━━━━━ Given material ━━━━━

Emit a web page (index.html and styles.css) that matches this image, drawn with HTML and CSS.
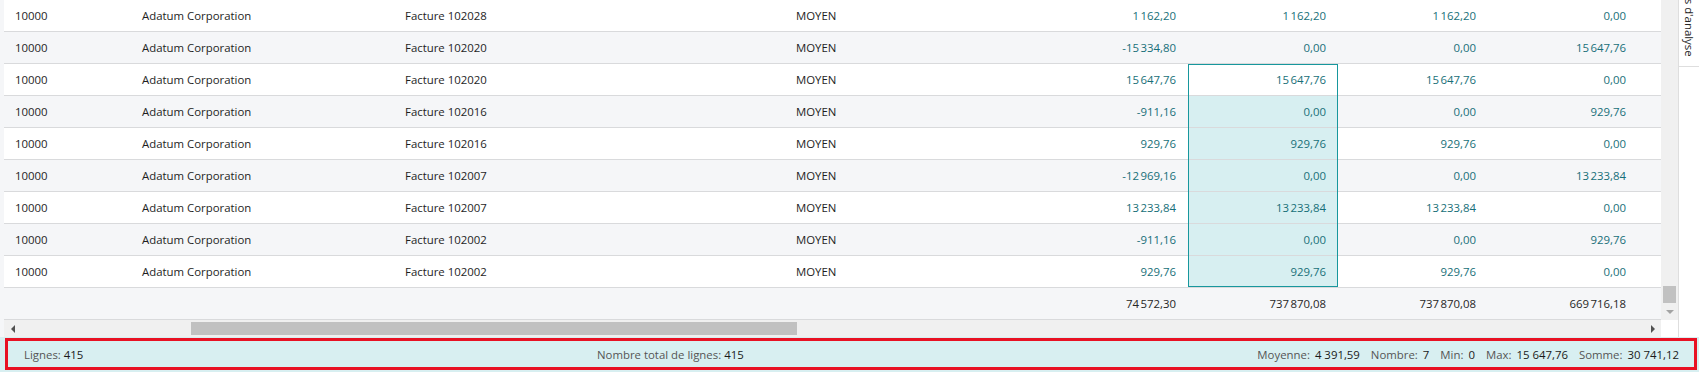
FILE: index.html
```html
<!DOCTYPE html>
<html lang="fr">
<head>
<meta charset="utf-8">
<title>Analyse</title>
<link rel="stylesheet" href="styles.css">
</head>
<body>
<div class="app">
  <div class="main">
    <div class="grid-area">
      <div class="grid-body">
        <div class="table">
          <div class="row">
            <div class="cell">10000</div><div class="cell">Adatum Corporation</div><div class="cell">Facture 102028</div><div class="cell">MOYEN</div>
            <div class="cell num">1&#8239;162,20</div><div class="cell num">1&#8239;162,20</div><div class="cell num">1&#8239;162,20</div><div class="cell num">0,00</div><div class="cell"></div>
          </div>
          <div class="row alt">
            <div class="cell">10000</div><div class="cell">Adatum Corporation</div><div class="cell">Facture 102020</div><div class="cell">MOYEN</div>
            <div class="cell num">-15&#8239;334,80</div><div class="cell num">0,00</div><div class="cell num">0,00</div><div class="cell num">15&#8239;647,76</div><div class="cell"></div>
          </div>
          <div class="row">
            <div class="cell">10000</div><div class="cell">Adatum Corporation</div><div class="cell">Facture 102020</div><div class="cell">MOYEN</div>
            <div class="cell num">15&#8239;647,76</div><div class="cell num sel sel-first focus">15&#8239;647,76</div><div class="cell num">15&#8239;647,76</div><div class="cell num">0,00</div><div class="cell"></div>
          </div>
          <div class="row alt">
            <div class="cell">10000</div><div class="cell">Adatum Corporation</div><div class="cell">Facture 102016</div><div class="cell">MOYEN</div>
            <div class="cell num">-911,16</div><div class="cell num sel">0,00</div><div class="cell num">0,00</div><div class="cell num">929,76</div><div class="cell"></div>
          </div>
          <div class="row">
            <div class="cell">10000</div><div class="cell">Adatum Corporation</div><div class="cell">Facture 102016</div><div class="cell">MOYEN</div>
            <div class="cell num">929,76</div><div class="cell num sel">929,76</div><div class="cell num">929,76</div><div class="cell num">0,00</div><div class="cell"></div>
          </div>
          <div class="row alt">
            <div class="cell">10000</div><div class="cell">Adatum Corporation</div><div class="cell">Facture 102007</div><div class="cell">MOYEN</div>
            <div class="cell num">-12&#8239;969,16</div><div class="cell num sel">0,00</div><div class="cell num">0,00</div><div class="cell num">13&#8239;233,84</div><div class="cell"></div>
          </div>
          <div class="row">
            <div class="cell">10000</div><div class="cell">Adatum Corporation</div><div class="cell">Facture 102007</div><div class="cell">MOYEN</div>
            <div class="cell num">13&#8239;233,84</div><div class="cell num sel">13&#8239;233,84</div><div class="cell num">13&#8239;233,84</div><div class="cell num">0,00</div><div class="cell"></div>
          </div>
          <div class="row alt">
            <div class="cell">10000</div><div class="cell">Adatum Corporation</div><div class="cell">Facture 102002</div><div class="cell">MOYEN</div>
            <div class="cell num">-911,16</div><div class="cell num sel">0,00</div><div class="cell num">0,00</div><div class="cell num">929,76</div><div class="cell"></div>
          </div>
          <div class="row">
            <div class="cell">10000</div><div class="cell">Adatum Corporation</div><div class="cell">Facture 102002</div><div class="cell">MOYEN</div>
            <div class="cell num">929,76</div><div class="cell num sel sel-last">929,76</div><div class="cell num">929,76</div><div class="cell num">0,00</div><div class="cell"></div>
          </div>
          <div class="row alt total">
            <div class="cell"></div><div class="cell"></div><div class="cell"></div><div class="cell"></div>
            <div class="cell num">74&#8239;572,30</div><div class="cell num">737&#8239;870,08</div><div class="cell num">737&#8239;870,08</div><div class="cell num">669&#8239;716,18</div><div class="cell"></div>
          </div>
        </div>
        <div class="vscroll">
          <div class="vthumb"></div>
          <div class="varrow"><span class="tri-down"></span></div>
        </div>
      </div>
      <div class="hbar">
        <div class="hscroll">
          <div class="harrow"><span class="tri-left"></span></div>
          <div class="htrack"><div class="hthumb"></div></div>
          <div class="harrow"><span class="tri-right"></span></div>
        </div>
        <div class="corner"></div>
      </div>
    </div>
    <div class="side">
      <div class="side-tab"><span class="side-label">Filtres d'analyse</span></div>
    </div>
  </div>
  <div class="status">
    <div class="st-item"><span class="lbl">Lignes:</span> <span class="val">415</span></div>
    <div class="st-item"><span class="lbl">Nombre total de lignes:</span> <span class="val">415</span></div>
    <div class="st-stats">
      <span class="lbl">Moyenne:</span><span class="val">4 391,59</span>
      <span class="lbl">Nombre:</span><span class="val">7</span>
      <span class="lbl">Min:</span><span class="val">0</span>
      <span class="lbl">Max:</span><span class="val">15 647,76</span>
      <span class="lbl">Somme:</span><span class="val">30 741,12</span>
    </div>
    <div class="highlight"></div>
  </div>
</div>
</body>
</html>
```

FILE: styles.css
```css
html, body {
  margin: 0;
  padding: 0;
}
body {
  width: 1699px;
  height: 372px;
  overflow: hidden;
  background: #f5f6f8;
  font-family: "Open Sans", "Segoe UI", "Noto Sans", sans-serif;
  font-size: 11.4px;
  color: #1e1e1e;
}
.app {
  display: flex;
  flex-direction: column;
  height: 372px;
}
.main {
  display: flex;
  height: 337px;
}
.grid-area {
  flex: 1;
  display: flex;
  flex-direction: column;
  padding-left: 4px;
}
.grid-body {
  display: flex;
  height: 320px;
}
.table {
  flex: 1;
  background: #fff;
}
.row {
  display: grid;
  grid-template-columns: 127px 263px 391px 253px 150px 150px 150px 150px 1fr;
  height: 32px;
  box-sizing: border-box;
  border-bottom: 1px solid #d9dadc;
  background: #fff;
}
.row.alt {
  background: #f5f6f8;
}
.cell {
  display: flex;
  align-items: center;
  padding-left: 11px;
  white-space: nowrap;
  position: relative;
}
.cell.num {
  justify-content: flex-end;
  padding: 0 12px 0 0;
  color: #176f78;
}
.total .cell.num {
  color: #262626;
}
.cell.sel {
  background: #d7eff1;
}
.cell.sel.focus {
  background: #fff;
}
.cell.sel::after {
  content: "";
  position: absolute;
  left: 0;
  right: 0;
  top: 0;
  bottom: -1px;
  border-left: 1px solid #17979d;
  border-right: 1px solid #17979d;
  pointer-events: none;
}
.cell.sel-first::after {
  border-top: 1px solid #17979d;
}
.cell.sel-last::after {
  bottom: 0;
  border-bottom: 1px solid #17979d;
}
.vscroll {
  width: 17px;
  background: #f0f0f0;
  display: flex;
  flex-direction: column;
  justify-content: flex-end;
  align-items: center;
}
.vthumb {
  width: 13px;
  height: 17px;
  background: #c1c1c1;
}
.varrow {
  height: 17px;
  width: 17px;
  display: flex;
  align-items: center;
  justify-content: center;
}
.tri-down {
  width: 0;
  height: 0;
  border-left: 4px solid transparent;
  border-right: 4px solid transparent;
  border-top: 4px solid #a3a3a3;
}
.hbar {
  display: flex;
  height: 17px;
}
.hscroll {
  flex: 1;
  display: flex;
  background: #f0f0f0;
}
.harrow {
  width: 17px;
  display: flex;
  align-items: center;
  justify-content: center;
}
.tri-left {
  width: 0;
  height: 0;
  border-top: 4px solid transparent;
  border-bottom: 4px solid transparent;
  border-right: 4px solid #505050;
}
.tri-right {
  width: 0;
  height: 0;
  border-top: 4px solid transparent;
  border-bottom: 4px solid transparent;
  border-left: 4px solid #505050;
}
.htrack {
  flex: 1;
  display: flex;
  align-items: center;
  padding-left: 170px;
}
.hthumb {
  width: 606px;
  height: 13px;
  background: #c1c1c1;
}
.corner {
  width: 17px;
  background: #fff;
}
.side {
  width: 20px;
  border-left: 1px solid #dedede;
  background: #fff;
}
.side-tab {
  height: 67px;
  box-sizing: border-box;
  border-bottom: 1px solid #dedede;
  display: flex;
  flex-direction: column;
  justify-content: flex-end;
  align-items: center;
  padding-bottom: 9px;
  overflow: hidden;
}
.side-label {
  writing-mode: vertical-rl;
  flex-shrink: 0;
  white-space: nowrap;
  font-size: 11.4px;
  color: #262626;
  line-height: 14px;
}
.status {
  position: relative;
  height: 35px;
  box-sizing: border-box;
  background: #d8eff1;
  display: grid;
  grid-template-columns: 573px 1fr auto;
  align-items: center;
  padding: 0 20px 0 24px;
}
.lbl {
  color: #555;
}
.val {
  color: #1a1a1a;
}
.st-stats .lbl {
  margin-left: 8px;
  margin-right: 5px;
}
.st-stats .lbl:first-child {
  margin-left: 0;
}
.highlight {
  position: absolute;
  left: 5px;
  top: 1px;
  width: 1692px;
  height: 32px;
  box-sizing: border-box;
  border: 3px solid #e81123;
  pointer-events: none;
}
```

━━━━━

### What you should do
Go through the material above and copy each line that has the word "index".

### Task solution
Emit a web page (index.html and styles.css) that matches this image, drawn with HTML and CSS.
FILE: index.html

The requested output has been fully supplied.